What to produce: Your task is to copy the listing exactly, with the pictures left out.

>> Start Data

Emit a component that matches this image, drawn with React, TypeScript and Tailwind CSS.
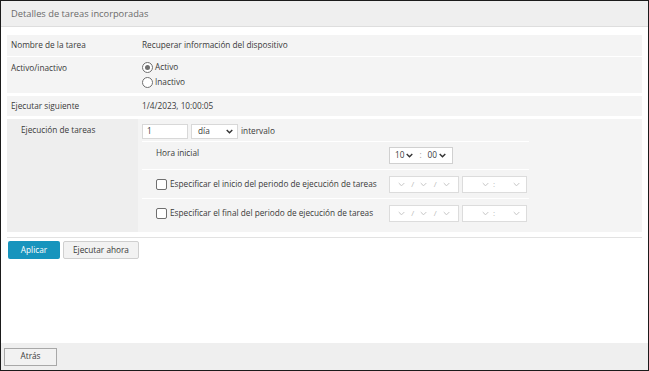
import React from "react";

const Chev = ({ c = "#333", w = 7 }: { c?: string; w?: number }) => (
  <svg width={w} height={w * 0.7} viewBox="0 0 10 7" className="shrink-0">
    <path d="M1 1.5 L5 5.5 L9 1.5" fill="none" stroke={c} strokeWidth={c === "#333" ? 2 : 1} />
  </svg>
);

const Radio = ({ checked }: { checked?: boolean }) => (
  <span className="w-[11px] h-[11px] rounded-full border border-[#6f6f6f] bg-white flex items-center justify-center shrink-0">
    {checked && <span className="w-[5px] h-[5px] rounded-full bg-[#6f6f6f]" />}
  </span>
);

const Check = () => (
  <span className="w-[11px] h-[11px] rounded-[2px] border border-[#6f6f6f] bg-white shrink-0" />
);

const DateSel = () => (
  <div className="flex gap-[3px]">
    <div className="w-[70px] h-[17px] bg-white border border-[#dcdcdc] flex items-center justify-around px-[5px] text-[#bbb] text-[8px]">
      <Chev c="#aaa" w={7} />
      <span>/</span>
      <Chev c="#aaa" w={7} />
      <span>/</span>
      <Chev c="#aaa" w={7} />
    </div>
    <div className="w-[65px] h-[17px] bg-white border border-[#dcdcdc] flex items-center justify-end gap-[4px] pr-[6px] text-[#bbb] text-[8px]">
      <Chev c="#aaa" w={7} />
      <span className="mr-[14px]">:</span>
      <Chev c="#aaa" w={7} />
    </div>
  </div>
);

export default function App() {
  return (
    <div className="w-[649px] h-[371px] border border-[#1b1b1b] bg-white flex flex-col text-[#3a3a3a] font-['Open_Sans',sans-serif] text-[8.25px]">
      <div className="h-[26px] bg-[#efefef] border-b border-[#dedede] pl-[10px] flex items-center text-[9.3px] text-[#6a6a6a] shrink-0">
        Detalles de tareas incorporadas
      </div>
      <div className="flex-1 pl-[6px] pr-[6px] pt-[8px] flex flex-col">
        <div className="flex h-[21px] bg-[#f4f4f4] items-center">
          <div className="w-[131px] pl-[4px]">Nombre de la tarea</div>
          <div className="pl-[4px]">Recuperar información del dispositivo</div>
        </div>
        <div className="flex h-[36px] bg-[#f4f4f4] mt-[1px]">
          <div className="w-[131px] pl-[4px] pt-[5px]">Activo/inactivo</div>
          <div className="pl-[4px] pt-[4px] flex flex-col gap-[3px]">
            <label className="flex items-center gap-[2px]"><Radio checked />Activo</label>
            <label className="flex items-center gap-[2px]"><Radio />Inactivo</label>
          </div>
        </div>
        <div className="flex h-[20px] bg-[#f4f4f4] items-center mt-[3px]">
          <div className="w-[131px] pl-[4px]">Ejecutar siguiente</div>
          <div className="pl-[4px]">1/4/2023, 10:00:05</div>
        </div>
        <div className="flex h-[113px] bg-[#f4f4f4] mt-[3px]">
          <div className="w-[131px] pl-[14px] pt-[5px] bg-[#eeeeee]">Ejecución de tareas</div>
          <div className="pl-[4px] pt-[5px] flex flex-col">
            <div className="flex items-center h-[15px]">
              <div className="w-[46px] h-[15px] bg-white border border-[#d8d8d8] pl-[4px] flex items-center">1</div>
              <div className="ml-[3px] w-[47px] h-[15px] bg-white border border-[#d8d8d8] pl-[6px] pr-[4px] flex items-center justify-between">
                <span>día</span>
                <Chev />
              </div>
              <span className="ml-[3px]">intervalo</span>
            </div>
            <div className="w-[387px] mt-[2px] border-t border-white flex flex-col">
              <div className="h-[28px] flex items-center border-b border-white">
                <div className="w-[247px] pl-[14px] self-start pt-[5px]">Hora inicial</div>
                <div className="w-[64px] h-[17px] bg-white border border-[#d0d0d0] flex items-center px-[5px] gap-[2px]">
                  <span>10</span><Chev />
                  <span className="mx-[4px] text-[#999]">:</span>
                  <span>00</span><Chev />
                </div>
              </div>
              <div className="h-[29px] flex items-center border-b border-white">
                <div className="w-[247px] pl-[14px] flex items-center gap-[3px]"><Check />Especificar el inicio del periodo de ejecución de tareas</div>
                <DateSel />
              </div>
              <div className="h-[28px] flex items-center">
                <div className="w-[247px] pl-[14px] flex items-center gap-[3px]"><Check />Especificar el final del periodo de ejecución de tareas</div>
                <DateSel />
              </div>
            </div>
          </div>
        </div>
        <div className="mt-[5px] border-t border-[#e2e2e2] pt-[3px] flex gap-[3px] pl-[1px]">
          <button className="w-[52px] h-[18px] rounded-[2px] bg-[#1794bd] text-white text-[8.25px] flex items-center justify-center">Aplicar</button>
          <button className="w-[76px] h-[18px] rounded-[2px] bg-[#f2f2f2] border border-[#cfcfcf] text-[8.25px] flex items-center justify-center">Ejecutar ahora</button>
        </div>
      </div>
      <div className="h-[27px] bg-[#efefef] flex items-center pl-[3px] shrink-0">
        <button className="w-[53px] h-[18px] bg-[#f2f2f2] border border-[#a8a8a8] text-[8.25px] flex items-center justify-center">Atrás</button>
      </div>
    </div>
  );
}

>> End Data

Output below:
Emit a component that matches this image, drawn with React, TypeScript and Tailwind CSS.
import React from "react";

const Chev = ({ c = "#333", w = 7 }: { c?: string; w?: number }) => (
  <svg width={w} height={w * 0.7} viewBox="0 0 10 7" className="shrink-0">
    <path d="M1 1.5 L5 5.5 L9 1.5" fill="none" stroke={c} strokeWidth={c === "#333" ? 2 : 1} />
  </svg>
);

const Radio = ({ checked }: { checked?: boolean }) => (
  <span className="w-[11px] h-[11px] rounded-full border border-[#6f6f6f] bg-white flex items-center justify-center shrink-0">
    {checked && <span className="w-[5px] h-[5px] rounded-full bg-[#6f6f6f]" />}
  </span>
);

const Check = () => (
  <span className="w-[11px] h-[11px] rounded-[2px] border border-[#6f6f6f] bg-white shrink-0" />
);

const DateSel = () => (
  <div className="flex gap-[3px]">
    <div className="w-[70px] h-[17px] bg-white border border-[#dcdcdc] flex items-center justify-around px-[5px] text-[#bbb] text-[8px]">
      <Chev c="#aaa" w={7} />
      <span>/</span>
      <Chev c="#aaa" w={7} />
      <span>/</span>
      <Chev c="#aaa" w={7} />
    </div>
    <div className="w-[65px] h-[17px] bg-white border border-[#dcdcdc] flex items-center justify-end gap-[4px] pr-[6px] text-[#bbb] text-[8px]">
      <Chev c="#aaa" w={7} />
      <span className="mr-[14px]">:</span>
      <Chev c="#aaa" w={7} />
    </div>
  </div>
);

export default function App() {
  return (
    <div className="w-[649px] h-[371px] border border-[#1b1b1b] bg-white flex flex-col text-[#3a3a3a] font-['Open_Sans',sans-serif] text-[8.25px]">
      <div className="h-[26px] bg-[#efefef] border-b border-[#dedede] pl-[10px] flex items-center text-[9.3px] text-[#6a6a6a] shrink-0">
        Detalles de tareas incorporadas
      </div>
      <div className="flex-1 pl-[6px] pr-[6px] pt-[8px] flex flex-col">
        <div className="flex h-[21px] bg-[#f4f4f4] items-center">
          <div className="w-[131px] pl-[4px]">Nombre de la tarea</div>
          <div className="pl-[4px]">Recuperar información del dispositivo</div>
        </div>
        <div className="flex h-[36px] bg-[#f4f4f4] mt-[1px]">
          <div className="w-[131px] pl-[4px] pt-[5px]">Activo/inactivo</div>
          <div className="pl-[4px] pt-[4px] flex flex-col gap-[3px]">
            <label className="flex items-center gap-[2px]"><Radio checked />Activo</label>
            <label className="flex items-center gap-[2px]"><Radio />Inactivo</label>
          </div>
        </div>
        <div className="flex h-[20px] bg-[#f4f4f4] items-center mt-[3px]">
          <div className="w-[131px] pl-[4px]">Ejecutar siguiente</div>
          <div className="pl-[4px]">1/4/2023, 10:00:05</div>
        </div>
        <div className="flex h-[113px] bg-[#f4f4f4] mt-[3px]">
          <div className="w-[131px] pl-[14px] pt-[5px] bg-[#eeeeee]">Ejecución de tareas</div>
          <div className="pl-[4px] pt-[5px] flex flex-col">
            <div className="flex items-center h-[15px]">
              <div className="w-[46px] h-[15px] bg-white border border-[#d8d8d8] pl-[4px] flex items-center">1</div>
              <div className="ml-[3px] w-[47px] h-[15px] bg-white border border-[#d8d8d8] pl-[6px] pr-[4px] flex items-center justify-between">
                <span>día</span>
                <Chev />
              </div>
              <span className="ml-[3px]">intervalo</span>
            </div>
            <div className="w-[387px] mt-[2px] border-t border-white flex flex-col">
              <div className="h-[28px] flex items-center border-b border-white">
                <div className="w-[247px] pl-[14px] self-start pt-[5px]">Hora inicial</div>
                <div className="w-[64px] h-[17px] bg-white border border-[#d0d0d0] flex items-center px-[5px] gap-[2px]">
                  <span>10</span><Chev />
                  <span className="mx-[4px] text-[#999]">:</span>
                  <span>00</span><Chev />
                </div>
              </div>
              <div className="h-[29px] flex items-center border-b border-white">
                <div className="w-[247px] pl-[14px] flex items-center gap-[3px]"><Check />Especificar el inicio del periodo de ejecución de tareas</div>
                <DateSel />
              </div>
              <div className="h-[28px] flex items-center">
                <div className="w-[247px] pl-[14px] flex items-center gap-[3px]"><Check />Especificar el final del periodo de ejecución de tareas</div>
                <DateSel />
              </div>
            </div>
          </div>
        </div>
        <div className="mt-[5px] border-t border-[#e2e2e2] pt-[3px] flex gap-[3px] pl-[1px]">
          <button className="w-[52px] h-[18px] rounded-[2px] bg-[#1794bd] text-white text-[8.25px] flex items-center justify-center">Aplicar</button>
          <button className="w-[76px] h-[18px] rounded-[2px] bg-[#f2f2f2] border border-[#cfcfcf] text-[8.25px] flex items-center justify-center">Ejecutar ahora</button>
        </div>
      </div>
      <div className="h-[27px] bg-[#efefef] flex items-center pl-[3px] shrink-0">
        <button className="w-[53px] h-[18px] bg-[#f2f2f2] border border-[#a8a8a8] text-[8.25px] flex items-center justify-center">Atrás</button>
      </div>
    </div>
  );
}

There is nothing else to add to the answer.